Opinion
Civil Action No. 05-102-JBC.
November 27, 2006
MEMORANDUM OPINION AND ORDER
This matter is before the court on the motion of the defendant, Lexington Transit Authority ("Lextran"), to amend the court's July 20, 2006, order dismissing it with prejudice from this case (DE 62). The plaintiff has brought claims against a number of defendants, including Lextran, for wrongful death and personal injury. Lextran's purported liability was based on a respondeat superior theory, but, in the July 20, 2006, order, the court held as a matter of law that no agency relationship existed that was sufficient to hold Lextran liable for the torts asserted by the plaintiff. On August 4, 2006, Lextran filed the current motion requesting that the court amend the July 20, 2006, order to make it a final and appealable judgment in Lextran's favor.
Although Lextran has styled the motion as one to amend an order of dismissal, the court construes it as a motion for a final judgment and certification for appeal pursuant to Fed.R.Civ.P. 54(b). Rule 54(b) provides that, "when multiple parties are involved [in an action], the court may direct the entry of a final judgment as to one or more but fewer than all of the . . . parties only upon an express determination that there is no just reason for delay and upon an express direction for the entry of judgment." Thus, Rule 54(b) requires a district court to: (1) expressly direct the entry of final judgment as to one or more but fewer than all the claims or parties in a case; and (2) expressly determine that there is no just reason to delay appellate review. Downie v. City of Middleburg Heights, 301 F.3d 688, 693 (6th Cir. 2002); Gen. Acquisition, Inc. v. GenCorp, Inc., 23 F.3d 1022, 1026 (6th Cir. 1994). The Rule attempts to strike a balance between the undesirability of piecemeal appeals and the need for making review available at a time that best serves the needs of the parties. Akers v. Alvey, 338 F.3d 491, 495 (6th Cir. 2003) (quoting Corrosioneering, Inc. v. Thyssen Envtl. Sys., Inc., 807 F.2d 1279, 1282 (6th Cir. 1986)). Although the determination of whether to allow for an appeal pursuant to Rule 54(b) is a matter left to the discretion of the trial court, see Akers, 338 F.3d at 495, Rule 54(b) is not to be used routinely or as a courtesy or accommodation to counsel. Local Union No. 1812, United Mine Workers of America v. BethEnergy Mines, Inc., 992 F.2d 569, 572 (6th Cir. 1993); Corrosioneering, 807 F.2d at 1282.

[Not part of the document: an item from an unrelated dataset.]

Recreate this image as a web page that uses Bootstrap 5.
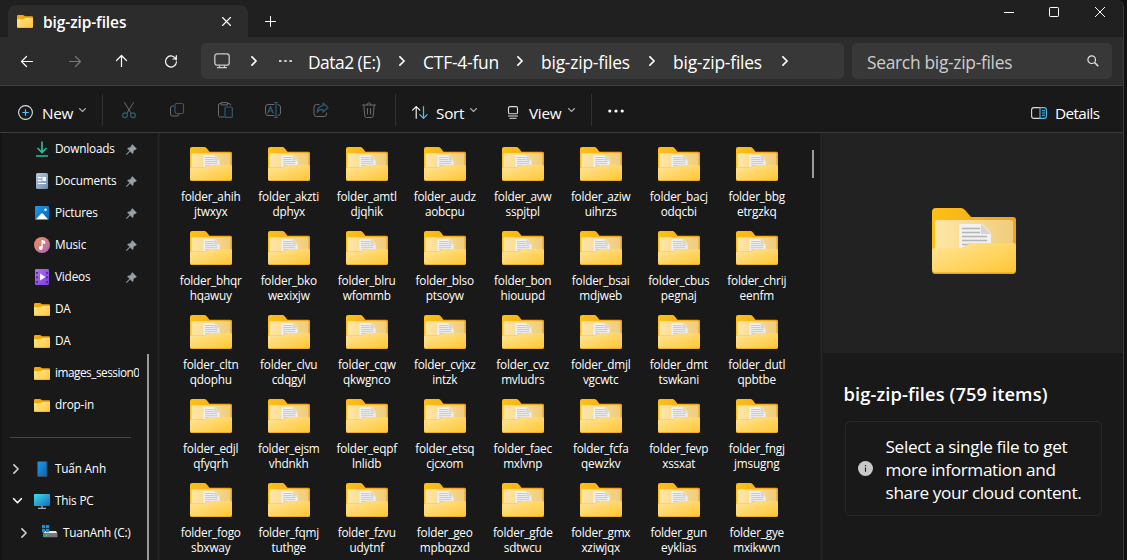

Before a district court can direct an entry of judgment, it must first find that the case includes either multiple claims or multiple parties and that either one or more but fewer than all the claims have been decided or that all the rights and liabilities of at least one party have been adjudicated. 10 Wright Miller, Federal Practice and Procedure § 2655, 2656. If so, the question then becomes whether there is "no just reason for delay." In resolving this issue, a district court must do more than just recite the Rule 54(b) formula of "no just reason for delay." Corrosioneering, 807 F.2d at 1282. Rather, a district court is required to consider a variety of factors to determine whether Rule 54(b) certification is proper, including: (1) the relationship between the adjudicated and unadjudicated claims; (2) the possibility that appellate review may be mooted by future developments; (3) the possibility that the appellate court may have to consider the same issue twice; and (4) the costs of the delay. Local Union No. 1812, 992 F.2d at 572 (citing Solomon v. Aetna Life Ins. Co., 782 F.2d 58, 61 n. 2 (6th Cir. 1986)).
Since all of the plaintiff's claims against Lextran in this case have been dismissed with prejudice, the court must consider the above-described factors in determining whether certification for appeal is proper. The plaintiff asserted liability against Lextran on a respondeat superior basis. Thus, while the claims against Lextran were not necessarily intertwined with those against the other parties in this action, they were, at the very least, related to those allegations. Further, if the court or a jury were to later determine that the American Red Cross, Bluegrass Area Chapter/Wheels ("ARC") is not liable on the plaintiff's claims against it, then an interlocutory appeal of the issue of Lextran's vicarious liability would become moot. Finally, an allowance of time for an appeal would unduly delay the case and, since the claims against Lextran have been resolved, refusing to make Lextran's dismissal final and appealable would only minimally prejudice Lextran. The interests of judicial economy weigh in favor of denying Lextran's request for certification pursuant to Fed.R.Civ.P. 54(b). Accordingly,
IT IS ORDERED that the defendant Lextran's motion (DE 62) is DENIED.